Print, word for word, every line from the beginning of the listing up to and including the line with "6.41L17.59 5 12". Pictures are to be excluded.
══ COLLECTED DATA ══
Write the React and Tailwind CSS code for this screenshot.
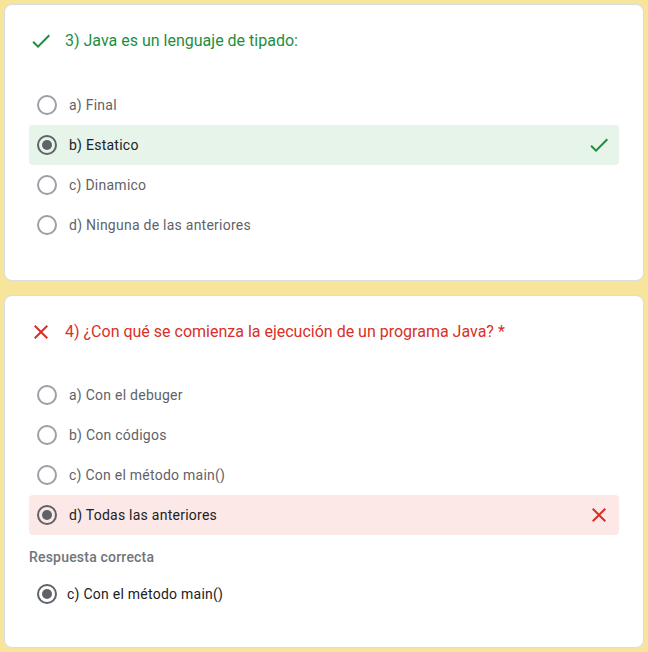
import React from "react";

const CHECK = "M9 16.17L4.83 12l-1.42 1.41L9 19 21 7l-1.41-1.41z";
const CLOSE =
  "M19 6.41L17.59 5 12 10.59 6.41 5 5 6.41 10.59 12 5 17.59 6.41 19 12 13.41 17.59 19 19 17.59 13.41 12z";

function Icon({ d, color }) {
  return (
    <svg width="24" height="24" viewBox="0 0 24 24" className="shrink-0">
      <path d={d} fill={color} />
    </svg>
  );
}

function Radio({ checked }) {
  return checked ? (
    <span className="flex h-5 w-5 shrink-0 items-center justify-center rounded-full border-2 border-[#5f6368]">
      <span className="h-[10px] w-[10px] rounded-full bg-[#5f6368]" />
    </span>
  ) : (
    <span className="h-5 w-5 shrink-0 rounded-full border-2 border-[#9aa0a6]" />
  );
}

function Option({ label, checked, state }) {
  const bg =
    state === "right" ? "bg-[#e6f4ea]" : state === "wrong" ? "bg-[#fce8e6]" : "";
  return (
    <div className={`flex h-10 items-center rounded-[4px] pl-2 pr-2 ${bg}`}>
      <Radio checked={checked} />
      <span
        className={`ml-[12px] flex-1 text-[14px] tracking-[0.25px] ${
          checked ? "text-[#202124]" : "text-[#5f6368]"
        }`}
      >
        {label}
      </span>
      {state === "right" && <Icon d={CHECK} color="#1e8e3e" />}
      {state === "wrong" && <Icon d={CLOSE} color="#d93025" />}
    </div>
  );
}

function Card({ children, className }) {
  return (
    <div
      className={`rounded-lg border border-[#dadce0] bg-white px-6 pt-6 ${className}`}
    >
      {children}
    </div>
  );
}

export default function App() {
  return (
    <div className="flex min-h-screen flex-col gap-[14px] bg-[#f8e59c] p-1 font-['Roboto',sans-serif]">
      {/* Pregunta 3 */}
      <Card className="h-[277px]">
        <div className="flex h-6 items-center">
          <Icon d={CHECK} color="#1e8e3e" />
          <span className="ml-[12px] text-[16px] text-[#1e8e3e]">
            3) Java es un lenguaje de tipado:
          </span>
        </div>
        <div className="mt-[32px] flex flex-col">
          <Option label="a) Final" />
          <Option label="b) Estatico" checked state="right" />
          <Option label="c) Dinamico" />
          <Option label="d) Ninguna de las anteriores" />
        </div>
      </Card>

      {/* Pregunta 4 */}
      <Card className="h-[353px]">
        <div className="flex h-6 items-center">
          <Icon d={CLOSE} color="#d93025" />
          <span className="ml-[12px] text-[16px] text-[#d93025]">
            4) ¿Con qué se comienza la ejecución de un programa Java? *
          </span>
        </div>
        <div className="mt-[31px] flex flex-col">
          <Option label="a) Con el debuger" />
          <Option label="b) Con códigos" />
          <Option label="c) Con el método main()" />
          <Option label="d) Todas las anteriores" checked state="wrong" />
        </div>
        <div className="mt-3 h-5 text-[14px] font-medium leading-5 tracking-[0.2px] text-[#70757a]">
          Respuesta correcta
        </div>
        <div className="mt-[7px] flex h-10 items-center pl-2">
          <Radio checked />
          <span className="ml-[10px] text-[14px] tracking-[0.25px] text-[#202124]">
            c) Con el método main()
          </span>
        </div>
      </Card>
    </div>
  );
}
═══
◆ **WORKED ANSWER**
Write the React and Tailwind CSS code for this screenshot.
import React from "react";

const CHECK = "M9 16.17L4.83 12l-1.42 1.41L9 19 21 7l-1.41-1.41z";
const CLOSE =
  "M19 6.41L17.59 5 12 10.59 6.41 5 5 6.41 10.59 12 5 17.59 6.41 19 12 13.41 17.59 19 19 17.59 13.41 12z";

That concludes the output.